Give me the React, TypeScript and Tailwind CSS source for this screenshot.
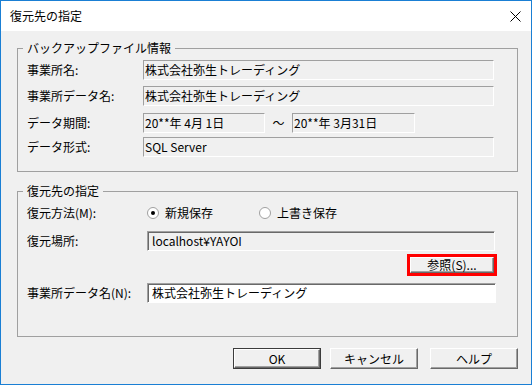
import React from 'react';

const fieldRo =
  'h-[20px] border border-t-[#a0a0a0] border-l-[#a0a0a0] border-r-white border-b-white bg-[#f0f0f0] pl-[1px] flex items-center text-[12px] leading-none';

const fieldSunken =
  'h-[20px] border border-t-[#a0a0a0] border-l-[#a0a0a0] border-r-white border-b-white shadow-[inset_1px_1px_0_#696969] pl-[4px] flex items-center text-[12px] leading-none';

function Group({ title, className, children }: { title: string; className: string; children: React.ReactNode }) {
  return (
    <div className={`relative border border-[#a0a0a0] ${className}`}>
      <span className="absolute -top-[9px] left-[5px] bg-[#f0f0f0] px-[4px] text-[12px] leading-[16px]">{title}</span>
      {children}
    </div>
  );
}

function Btn({ label, isDefault }: { label: string; isDefault?: boolean }) {
  return (
    <div className={`w-[88px] h-[21px] ${isDefault ? 'border border-[#3c3c3c]' : ''}`}>
      <button className="w-full h-full bg-[#f0f0f0] border border-t-white border-l-white border-r-[#696969] border-b-[#696969] shadow-[inset_-1px_-1px_0_#a0a0a0] text-[12px] leading-none flex items-center justify-center">
        {label}
      </button>
    </div>
  );
}

function Radio({ checked, label }: { checked?: boolean; label: string }) {
  return (
    <label className="flex items-center gap-[6px]">
      <span className="w-[12px] h-[12px] rounded-full border border-[#a0a0a0] bg-white flex items-center justify-center">
        {checked && <span className="w-[4px] h-[4px] rounded-full bg-black" />}
      </span>
      <span className="text-[12px]">{label}</span>
    </label>
  );
}

export default function App() {
  return (
    <div className="w-[532px] h-[385px] border border-[#1a7fd4] bg-[#f0f0f0] flex flex-col text-black font-['Noto_Sans_CJK_JP',sans-serif]">
      <div className="h-[30px] bg-white flex items-center justify-between pl-[9px] pr-[10px]">
        <span className="text-[12px]">復元先の指定</span>
        <svg width="11" height="11" viewBox="0 0 11 11" className="mt-[1px]">
          <path d="M0.5 0.5 L10.5 10.5 M10.5 0.5 L0.5 10.5" stroke="#000" strokeWidth="1" />
        </svg>
      </div>

      <div className="flex flex-col pl-[16px] pr-[13px]">
        <Group title="バックアップファイル情報" className="mt-[17px] h-[124px]">
          <div className="flex flex-col pl-[9px] pt-[11px] text-[12px]">
            <div className="flex items-center">
              <span className="w-[116px]">事業所名:</span>
              <div className={`${fieldRo} w-[351px]`}>株式会社弥生トレーディング</div>
            </div>
            <div className="flex items-center mt-[6px]">
              <span className="w-[116px]">事業所データ名:</span>
              <div className={`${fieldRo} w-[351px]`}>株式会社弥生トレーディング</div>
            </div>
            <div className="flex items-center mt-[7px]">
              <span className="w-[116px]">データ期間:</span>
              <div className={`${fieldRo} w-[122px]`}>20**年 4月 1日</div>
              <span className="w-[27px] text-center">～</span>
              <div className={`${fieldRo} w-[123px]`}>20**年 3月31日</div>
            </div>
            <div className="flex items-center mt-[4px]">
              <span className="w-[116px]">データ形式:</span>
              <div className={`${fieldRo} w-[351px]`}>SQL Server</div>
            </div>
          </div>
        </Group>

        <Group title="復元先の指定" className="mt-[19px] h-[146px]">
          <div className="flex flex-col pl-[9px] pt-[11px] text-[12px]">
            <div className="flex items-center h-[20px]">
              <span className="w-[120px]">復元方法(M):</span>
              <div className="w-[112px]">
                <Radio checked label="新規保存" />
              </div>
              <Radio label="上書き保存" />
            </div>
            <div className="flex items-center mt-[8px]">
              <span className="w-[120px]">復元場所:</span>
              <div className={`${fieldSunken} w-[348px] bg-[#f0f0f0]`}>localhost¥YAYOI</div>
            </div>
            <div className="flex justify-end mt-[3px] pr-[20px]">
              <div className="border-[3px] border-[#ff0000] w-[90px] h-[22px]">
                <button className="w-full h-full bg-[#f0f0f0] border border-t-white border-l-white border-r-[#696969] border-b-[#696969] shadow-[inset_-1px_-1px_0_#a0a0a0] text-[12px] leading-none flex items-center justify-center">
                  参照(S)...
                </button>
              </div>
            </div>
            <div className="flex items-center mt-[7px]">
              <span className="w-[120px]">事業所データ名(N):</span>
              <div className={`${fieldSunken} w-[349px] bg-white`}>株式会社弥生トレーディング</div>
            </div>
          </div>
        </Group>

        <div className="flex justify-end mt-[11px] gap-[9px]">
          <Btn label="OK" isDefault />
          <div className="mr-[3px]">
            <Btn label="キャンセル" />
          </div>
          <Btn label="ヘルプ" />
        </div>
      </div>
    </div>
  );
}
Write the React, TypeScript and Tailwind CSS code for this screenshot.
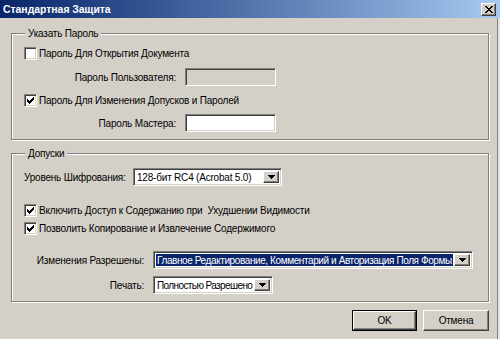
import React from 'react';

const sunken =
  'border border-t-[#808080] border-l-[#808080] border-b-white border-r-white shadow-[inset_1px_1px_0_#404040,inset_-1px_-1px_0_#d4d0c8]';
const raised =
  'border border-t-white border-l-white border-r-[#404040] border-b-[#404040] shadow-[inset_-1px_-1px_0_#808080,inset_1px_1px_0_#d4d0c8]';

function Check({ checked }: { checked?: boolean }) {
  return (
    <span className={`w-[13px] h-[13px] bg-white shrink-0 flex items-center justify-center ${sunken}`}>
      {checked && (
        <svg width="7" height="7" viewBox="0 0 7 7" shapeRendering="crispEdges">
          <path
            d="M0 2h1v3H0z M1 3h1v3H1z M2 4h1v3H2z M3 3h1v3H3z M4 2h1v3H4z M5 1h1v3H5z M6 0h1v3H6z"
            fill="#000"
          />
        </svg>
      )}
    </span>
  );
}

function Arrow() {
  return (
    <span className={`w-[16px] h-full shrink-0 bg-[#d4d0c8] flex items-center justify-center ${raised}`}>
      <svg width="7" height="4" viewBox="0 0 7 4" shapeRendering="crispEdges">
        <path d="M0 0h7v1H0z M1 1h5v1H1z M2 2h3v1H2z M3 3h1v1H3z" fill="#000" />
      </svg>
    </span>
  );
}

function CheckRow({ label, checked, className }: { label: string; checked?: boolean; className: string }) {
  return (
    <div className={`h-[14px] flex items-center gap-[2px] ${className}`}>
      <Check checked={checked} />
      <span className="whitespace-pre">{label}</span>
    </div>
  );
}

const Dialog: React.FC = () => {
  return (
    <div className="w-[500px] h-[339px] overflow-hidden bg-[#d4d0c8] text-black text-[10px] tracking-[-0.2px] leading-[13px] font-['Liberation_Sans',Arial,sans-serif] flex flex-col shadow-[inset_-2px_0_0_#e4e2dc,inset_-3px_0_0_#808080]">
      {/* title bar */}
      <div className="h-[18px] shrink-0 flex items-center justify-between pl-[3px] pr-[4px] bg-linear-to-r from-[#0a246a] to-[#a6caf0]">
        <span className="text-white font-bold text-[10.4px] tracking-normal">Стандартная Защита</span>
        <span className={`w-[15px] h-[13px] bg-[#d4d0c8] flex items-center justify-center ${raised}`}>
          <svg width="8" height="7" viewBox="0 0 8 7" shapeRendering="crispEdges">
            <path
              d="M0 0h2v1H0z M6 0h2v1H6z M1 1h2v1H1z M5 1h2v1H5z M2 2h4v1H2z M3 3h2v1H3z M2 4h4v1H2z M1 5h2v1H1z M5 5h2v1H5z M0 6h2v1H0z M6 6h2v1H6z"
              fill="#000"
            />
          </svg>
        </span>
      </div>

      <div className="flex flex-col pl-[11px] pr-[11px] pt-[9px]">
        {/* password group */}
        <fieldset className="border border-[#808080] shadow-[inset_1px_1px_0_#fff,1px_1px_0_#fff]">
          <legend className="ml-[13px] px-[3px] leading-[13px] bg-[#d4d0c8]">Указать Пароль</legend>
          <div className="flex flex-col pl-[12px] pb-[7px]">
            <CheckRow className="mt-[6px]" label="Пароль Для Открытия Документа" />
            <div className="mt-[8px] h-[18px] flex items-center">
              <span className="w-[152px] text-right whitespace-nowrap">Пароль Пользователя:</span>
              <span className={`ml-[9px] w-[91px] h-[18px] bg-[#d4d0c8] ${sunken}`} />
            </div>
            <CheckRow className="mt-[7px]" checked label="Пароль Для Изменения Допусков и Паролей" />
            <div className="mt-[7px] h-[18px] flex items-center">
              <span className="w-[152px] text-right whitespace-nowrap">Пароль Мастера:</span>
              <span className={`ml-[9px] w-[91px] h-[18px] bg-white ${sunken}`} />
            </div>
          </div>
        </fieldset>

        {/* permissions group */}
        <fieldset className="mt-[7px] border border-[#808080] shadow-[inset_1px_1px_0_#fff,1px_1px_0_#fff]">
          <legend className="ml-[13px] px-[3px] leading-[13px] bg-[#d4d0c8]">Допуски</legend>
          <div className="flex flex-col pl-[12px] pb-[7px]">
            <div className="mt-[8px] h-[18px] flex items-center">
              <span className="w-[109px] whitespace-nowrap">Уровень Шифрования:</span>
              <div className={`w-[149px] h-[18px] bg-white flex items-stretch p-[2px] ${sunken}`}>
                <span className="flex-1 pl-[1px] flex items-center whitespace-nowrap">128-бит RC4 (Acrobat 5.0)</span>
                <Arrow />
              </div>
            </div>
            <CheckRow className="mt-[17px]" checked label="Включить Доступ к Содержанию при  Ухудшении Видимости" />
            <CheckRow className="mt-[4px]" checked label="Позволить Копирование и Извлечение Содержимого" />
            <div className="mt-[16px] h-[18px] flex items-center">
              <span className="w-[120px] text-right whitespace-nowrap">Изменения Разрешены:</span>
              <div className={`ml-[9px] w-[320px] h-[18px] bg-white flex items-stretch p-[2px] ${sunken}`}>
                <span className="flex-1 mr-[1px] pl-[1px] bg-[#0a246a] text-white tracking-[-0.4px] flex items-center whitespace-nowrap overflow-hidden">
                  Главное Редактирование, Комментарий и Авторизация Поля Формы
                </span>
                <Arrow />
              </div>
            </div>
            <div className="mt-[7px] h-[18px] flex items-center">
              <span className="w-[120px] text-right whitespace-nowrap">Печать:</span>
              <div className={`ml-[9px] w-[120px] h-[18px] bg-white flex items-stretch p-[2px] ${sunken}`}>
                <span className="flex-1 pl-[1px] tracking-[-0.6px] flex items-center whitespace-nowrap overflow-hidden">Полностью Разрешено</span>
                <Arrow />
              </div>
            </div>
          </div>
        </fieldset>

        {/* buttons */}
        <div className="mt-[8px] flex justify-end gap-[6px]">
          <div className="w-[65px] h-[21px] border border-black flex">
            <span className={`flex-1 bg-[#d4d0c8] flex items-center justify-center ${raised}`}>OK</span>
          </div>
          <span className={`w-[66px] h-[21px] bg-[#d4d0c8] flex items-center justify-center ${raised}`}>Отмена</span>
        </div>
      </div>
    </div>
  );
};

export default function App() {
  return <Dialog />;
}
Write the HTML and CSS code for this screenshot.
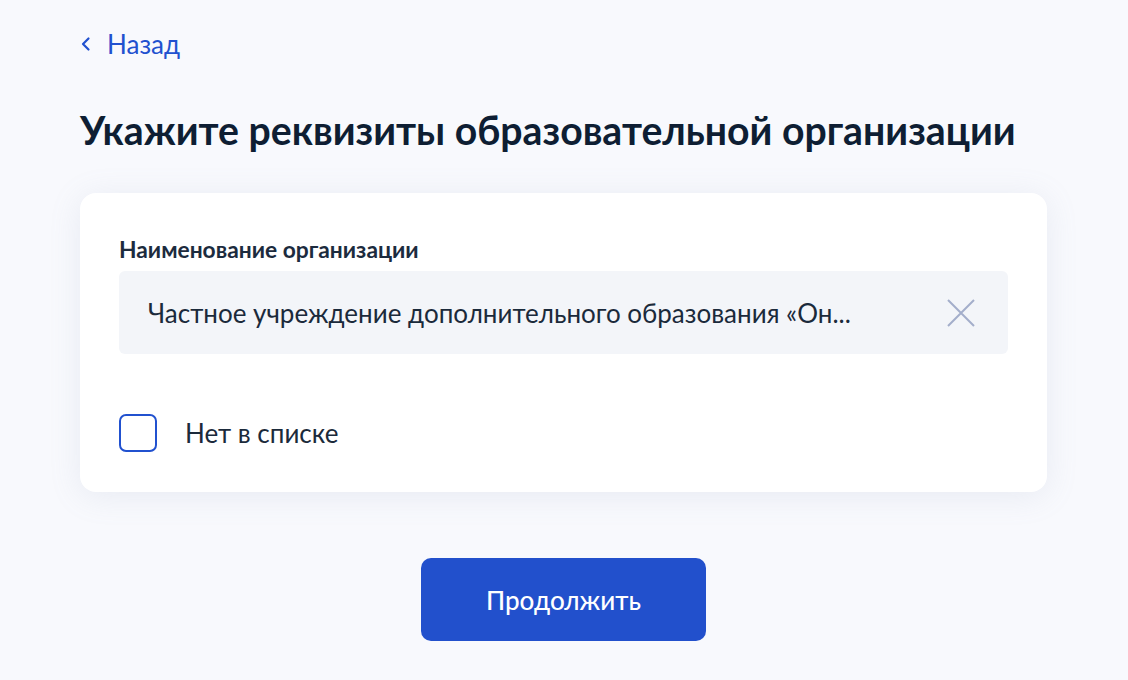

※ ※ ※

Your goal: Which lines include the word "screenshot"? Copy every one of them.

Solution to the exercise:
Give me the React, TypeScript and Tailwind CSS source for this screenshot.
Write the React, TypeScript and Tailwind CSS code for this screenshot.
Write the HTML and CSS code for this screenshot.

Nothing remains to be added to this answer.